Henry J. Heinz introduced the marketing slogan “57 pickle Varieties” in 1896. He later claimed he was inspired by an advertisement he saw while riding an elevated train in New York City (a shoe store boasting “21 styles”). The reason for “57” is unclear. Heinz said he chose “5” because it was his lucky number and the number “7” was his wife’s lucky number. Heinz wanted the company to advertise the greatest number of choices of pickles. In fact by 1892, four years before the slogan was created, the Heinz company was already selling more than 60 products.
Heinz opened a pickle factory in Holland, Michigan, in 1897, and it is the largest such facility in the world.
By 1905 it had become the H.J. Heinz Company, the largest producer of pickles, vinegar, and ketchup in the United States.
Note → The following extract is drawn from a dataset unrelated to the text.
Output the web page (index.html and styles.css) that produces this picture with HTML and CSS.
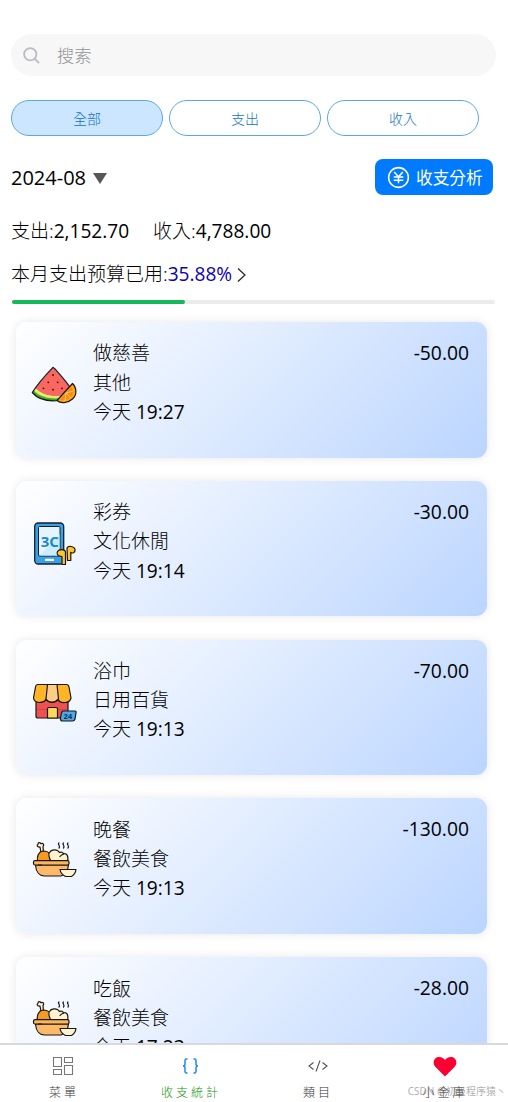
FILE: index.html
```html
<!DOCTYPE html>
<html lang="zh-Hant">
<head>
<meta charset="utf-8">
<meta name="viewport" content="width=device-width, initial-scale=1">
<title>收支統計</title>
<link rel="stylesheet" href="styles.css">
</head>
<body>
<svg class="defs" aria-hidden="true">
  <symbol id="bowl" viewBox="0 -1.500 60 55">
    <g stroke="#161616" stroke-width="1.2" stroke-linejoin="round" stroke-linecap="round">
      <path d="M16 18 15 12.500C12 13 11.500 10.500 13 9.700 13 7.800 15.500 7.700 16 9.300 18 8.200 19.800 10.300 18 12L18.500 18Z" fill="#fff3d4"/>
      <path d="M12.500 27C11.500 21 14 17 18 16.500 24 16.500 27.500 21 28 27Z" fill="#f79a20"/>
      <path d="M26 27C24 23 23 20 24.500 18 26 15 32 14 34.500 18 36 17 38 18 38.500 19.500 41 18 44 21 42.500 27Z" fill="#fff3cf"/>
      <path d="M35 22C36 20.500 37.500 20 38.500 19.500" fill="none"/>
      <path d="M10.500 30.500C11 38 15 41.500 19.500 41.500H36C40 41 43 36 43.500 30.500Z" fill="#fcb96a"/>
      <rect x="8.500" y="26.200" width="35.500" height="4.300" rx="1.500" fill="#fcb65a"/>
      <path d="M13.500 30.500H16.500" fill="none"/>
      <path d="M35 35H51C50.500 39 48 41 46.500 42H40.500C37.500 40.500 35.500 38 35 35Z" fill="#fff3cf"/>
      <path d="M26 9C24 10 28 12 26 14M30.500 9C28.500 10 32.500 12 30.500 14M35 9C33 10 37 12 35 14" fill="none" transform="translate(8 -.5)"/>
    </g>
  </symbol>
</svg>

<main class="page">
  <div class="search">
    <svg class="search-icon" viewBox="0 0 18 18"><circle cx="7.700" cy="7.700" r="6.500"/><path d="M12.300 12.300 17 17"/></svg>
    <span>搜索</span>
  </div>

  <div class="tabs">
    <div class="tab active">全部</div>
    <div class="tab">支出</div>
    <div class="tab">收入</div>
  </div>

  <div class="toolbar">
    <div class="month">2024-08 <i class="caret"></i></div>
    <div class="analyse">
      <svg viewBox="0 0 24 24"><circle cx="12" cy="12" r="10.300"/><path d="M7.500 6.300 12 11.300 16.500 6.300M12 11.300V18M7 11.500H17M7 14.800H17"/></svg>
      <span>收支分析</span>
    </div>
  </div>

  <div class="totals"><div>支出:<span class="num">2,152.70</span></div><div>收入:<span class="num">4,788.00</span></div></div>
  <div class="budget"><div>本月支出预算已用:<span class="num used">35.88%</span></div><svg viewBox="0 0 9 16"><path d="M1 1.500 8 8 1 14.500"/></svg></div>
  <div class="progress"><div class="progress-fill"></div></div>

  <div class="list">
    <div class="card">
      <svg class="pic" viewBox="0 -3 60 55">
        <path d="M10 28.500 28 7.300 45 27 36 36C27 37.500 16 34.500 10 28.500Z" fill="#fa6660"/>
        <path d="M10.500 28 7.500 32.500C14 38.500 24 41 34 40L37 35.500C27 37.500 16 34.500 10.500 28Z" fill="#dcf06a"/>
        <path d="M8.700 30.500 7.300 32.500C14 39.500 25 41.500 34 40.500V38.300C24 39 15 37 8.700 30.500Z" fill="#45a72b"/>
        <path d="M28 7.300C29 7.300 40 20 45 27L34 40.500C24 41.500 13 39.500 7.300 32.500 12 25 22 13.500 28 7.300Z" fill="none" stroke="#171717" stroke-width="1.200" stroke-linejoin="round"/>
        <g fill="#241516"><circle cx="28" cy="15" r=".9"/><circle cx="23.300" cy="22.300" r=".9"/><circle cx="32.700" cy="22.300" r=".9"/><circle cx="18.500" cy="28.300" r=".9"/><circle cx="28" cy="29.700" r=".9"/><circle cx="37" cy="28.300" r=".9"/></g>
        <path d="M47.500 23.500C52 28 52 35 47.500 39 42.500 43.500 35.500 43.500 32 40.500Z" fill="#fca51c" stroke="#1b1710" stroke-width="1.200" stroke-linejoin="round"/>
        <path d="M46.500 27C49 32 48 35 45 37.500 42 40.500 38 40.500 35 39.500Z" fill="#f88c13"/>
        <path d="M41 33 48 31M41 33 46 38M41 33 40 41" stroke="#ffd264" stroke-width=".9"/>
      </svg>
      <div class="info"><div>做慈善</div><div>其他</div><div>今天 <span class="num">19:27</span></div></div>
      <div class="amount">-50.00</div>
    </div>

    <div class="card">
      <svg class="pic" viewBox="0 0 60 55">
        <rect x="9.700" y="7" width="29" height="41" rx="3.500" fill="#3aa0e6" stroke="#12202b" stroke-width="1.300"/>
        <rect x="13.500" y="10.500" width="21.500" height="29.500" rx="1" fill="#e5f5ff" stroke="#12202b"/>
        <path d="M15 39.500 34.500 18V39.500Z" fill="#ccecff"/>
        <text x="24.800" y="30.500" class="pic-3c">3C</text>
        <rect x="20" y="42.700" width="9" height="2.300" rx=".5" fill="#fff"/>
        <g fill="#ffc52e" stroke="#1b1710" stroke-width="1.200" stroke-linejoin="round">
          <path d="M37 40.500C33 40.500 31 38 32.500 35.500 34 33 40 33 40.500 36V48.500H37Z"/>
          <path d="M42 32C43 29.500 49.500 30 50 33.500 50.500 37 47 37.500 45.800 36.500V44.500H42.500Z"/>
        </g>
      </svg>
      <div class="info"><div>彩券</div><div>文化休閒</div><div>今天 <span class="num">19:14</span></div></div>
      <div class="amount">-30.00</div>
    </div>

    <div class="card">
      <svg class="pic" viewBox="0 0 60 55">
        <g stroke="#181818" stroke-width="1.200" stroke-linejoin="round">
          <path d="M11 25H43V43H13Q11 43 11 41Z" fill="#f0504f"/>
          <path d="M12 34.500H22M32.500 34.500H42" stroke="#c9404a" stroke-width=".8" fill="none"/>
          <path d="M22.500 43V34Q22.500 32.500 24 32.500H31Q32.500 32.500 32.500 34V43Z" fill="#ffd85e"/>
          <path d="M12.500 9.500H41.500Q43.500 9.500 44 12L46 23Q45 27.500 40 27.500 34 28 33 24 31 27.500 27 27.500 23 27.500 21 24 20 27.500 14 27.500 9 27 8.500 23L10.500 12Q11 9.500 12.500 9.500Z" fill="#ffb526"/>
          <path d="M22.500 9.500H32L33.500 24Q31 27 27 27 23 27 21 24Z" fill="#ffcc87"/>
          <path d="M38 36H50Q51.500 36 51 38L50 44Q49.500 46 47.500 46H38Q35 46 35.500 43L36.500 38Q37 36 38 36Z" fill="#4ca9eb"/>
        </g>
        <text x="43" y="43.800" class="pic-24">24</text>
      </svg>
      <div class="info"><div>浴巾</div><div>日用百貨</div><div>今天 <span class="num">19:13</span></div></div>
      <div class="amount">-70.00</div>
    </div>

    <div class="card">
      <svg class="pic"><use href="#bowl"/></svg>
      <div class="info"><div>晚餐</div><div>餐飲美食</div><div>今天 <span class="num">19:13</span></div></div>
      <div class="amount">-130.00</div>
    </div>

    <div class="card">
      <svg class="pic"><use href="#bowl"/></svg>
      <div class="info"><div>吃飯</div><div>餐飲美食</div><div>今天 <span class="num">17:23</span></div></div>
      <div class="amount">-28.00</div>
    </div>
  </div>
</main>

<nav class="tabbar">
  <div class="nav-item">
    <svg class="nav-icon" viewBox="0 0 24 24"><path d="M1.500 3.500H9.500V12.500H1.500ZM12.500 3.500H20.500V8.500H12.500ZM12.500 11.500H20.500V20.500H12.500ZM1.500 15.500H9.500V20.500H1.500Z"/></svg>
    <span>菜單</span>
  </div>
  <div class="nav-item selected">
    <svg class="nav-icon" viewBox="0 0 24 24"><path d="M8.500 5H7.500Q6 5 6 6.500V10Q6 12 4 12 6 12 6 14V17.500Q6 19 7.500 19H8.500M14.500 5H15.500Q17 5 17 6.500V10Q17 12 19 12 17 12 17 14V17.500Q17 19 15.500 19H14.500"/></svg>
    <span>收支統計</span>
  </div>
  <div class="nav-item">
    <svg class="nav-icon code" viewBox="0 0 24 24"><path d="M7.500 8.500 3 12 7.500 15.500M16.500 8.500 21 12 16.500 15.500M14 6.500 10 17.500"/></svg>
    <span>類目</span>
  </div>
  <div class="nav-item">
    <svg class="nav-icon heart" viewBox="0 0 24 24"><path d="M12 22.500 2.300 12.800C-1 9 1 3 6 3 9 3 11 4.500 12 6 13 4.500 15 3 18 3 23 3 25 9 21.700 12.800Z"/></svg>
    <span>小金庫</span>
  </div>
  <div class="watermark">CSDN @初级程序猿丶</div>
</nav>
</body>
</html>
```
FILE: styles.css
```css
* {
  box-sizing: border-box;
}

body {
  margin: 0;
  height: 1102px;
  overflow: hidden;
  display: flex;
  flex-direction: column;
  background: #fff;
  color: #000;
  font: 300 19px/29px "Noto Sans", "Noto Sans CJK SC", sans-serif;
}

.defs {
  position: absolute;
  width: 0;
  height: 0;
}

.num {
  font-family: "Open Sans", "Noto Sans", sans-serif;
  font-size: 19.100px;
  font-weight: 400;
  line-height: 1;
}

.page {
  flex: 1;
  min-height: 0;
  overflow: hidden;
  padding: 34px 12px 0 11px;
}

.search {
  display: flex;
  align-items: center;
  gap: 17px;
  height: 42px;
  padding-left: 12px;
  border-radius: 21px;
  background: #f7f7f7;
  color: #949494;
  font-size: 17.300px;
}

.search-icon {
  width: 17px;
  height: 17px;
  fill: none;
  stroke: #b9bcc4;
  stroke-width: 1.9;
}

.tabs {
  display: flex;
  gap: 6px;
  margin-top: 24px;
}

.tab {
  width: 152px;
  height: 36px;
  border: 1px solid #5ba7e6;
  border-radius: 18px;
  color: #0f74c8;
  font-size: 14px;
  line-height: 35px;
  text-align: center;
}

.tab.active {
  background: #cce6ff;
}

.toolbar {
  display: flex;
  justify-content: space-between;
  align-items: center;
  height: 36px;
  margin: 23px 3px 0 0;
}

.month {
  display: flex;
  align-items: center;
  gap: 7px;
  font-family: "Open Sans", "Noto Sans", sans-serif;
  font-size: 20px;
  font-weight: 400;
}

.caret {
  margin-top: 3px;
  border: 7px solid transparent;
  border-top: 11px solid #55585b;
  border-bottom: 0;
}

.analyse {
  display: flex;
  align-items: center;
  gap: 6px;
  width: 118px;
  height: 36px;
  padding-left: 12px;
  border-radius: 8px;
  background: #007aff;
  color: #fff;
  font-size: 16.700px;
  font-weight: 400;
  white-space: nowrap;
}

.analyse svg {
  width: 23px;
  height: 23px;
  fill: none;
  stroke: #fff;
  stroke-width: 1.6;
}

.totals {
  display: flex;
  gap: 24px;
  height: 29px;
  margin-top: 22px;
}

.budget {
  display: flex;
  align-items: center;
  height: 29px;
  margin-top: 14px;
}

.used {
  color: #0c00b8;
}

.budget svg {
  width: 9px;
  height: 16px;
  margin-left: 5px;
  fill: none;
  stroke: #222;
  stroke-width: 1.2;
}

.progress {
  height: 4px;
  margin: 11px 1px 0;
  border-radius: 2px;
  background: #ebebeb;
}

.progress-fill {
  width: 35.880%;
  height: 4px;
  border-radius: 2px;
  background: #16b85c;
}

.list {
  display: flex;
  flex-direction: column;
  gap: 23.300px;
  margin: 18px 9px 0 4.500px;
}

.card {
  display: flex;
  flex: none;
  height: 135.500px;
  padding: 17px 18px 0 9.500px;
  border-radius: 11px;
  background: linear-gradient(135deg, #fff, #bbd5ff);
  box-shadow: 0 0 10px rgba(0, 0, 0, .1);
}

.pic {
  width: 60px;
  height: 55px;
  margin-top: 18px;
}

.pic-3c {
  font: 700 15px "Noto Sans", sans-serif;
  fill: #2286ca;
  text-anchor: middle;
}

.pic-24 {
  font: 700 7.500px "Liberation Sans", sans-serif;
  fill: #102536;
  text-anchor: middle;
}

.info {
  flex: 1;
  margin-left: 8px;
  padding-top: .4px;
  line-height: 29.200px;
}

.amount {
  font-family: "Open Sans", "Noto Sans", sans-serif;
  font-size: 19.300px;
  font-weight: 400;
  line-height: 27px;
}

.tabbar {
  position: relative;
  display: flex;
  height: 59px;
  padding-top: 10px;
  border-top: 2px solid #d8d9db;
  background: #fff;
}

.nav-item {
  flex: 1;
  display: flex;
  flex-direction: column;
  align-items: center;
  color: #333;
  font-size: 12px;
  line-height: 16px;
  letter-spacing: 3px;
}

.nav-item span {
  margin: 7px -1px 0 0;
}

.nav-item.selected {
  color: #169410;
}

.nav-icon {
  width: 24px;
  height: 24px;
  margin-top: -1px;
  fill: none;
  stroke: #777;
  stroke-width: 1.1;
}

.selected .nav-icon {
  stroke: #1989fa;
  stroke-width: 1.5;
}

.nav-icon.code {
  stroke: #555;
}

.nav-icon.heart {
  fill: #fb0030;
  stroke: none;
}

.watermark {
  position: absolute;
  right: 2px;
  bottom: 3px;
  color: rgba(120, 120, 120, .6);
  font-size: 10px;
  font-weight: 400;
  line-height: 16px;
  white-space: nowrap;
}
```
First introduced as “Catsup” in 1876 in Pittsburgh, Pennsylvania, Heinz Tomato Ketchup remains the best selling brand of ketchup. From 1906 it was produced without preservatives. In 1907, Heinz started producing 13 million bottles of ketchup per year, exporting ketchup all over the world. It is often served at restaurants in the United States and Canada, as well as many other countries. As a condiment for many foods, such as french fries, chips, hamburgers and hot dogs, Heinz ketchup uses the slogan,
“America’s Favorite Ketchup.”
The company’s “keystone” logo is based on that of Pennsylvania, the “keystone state”.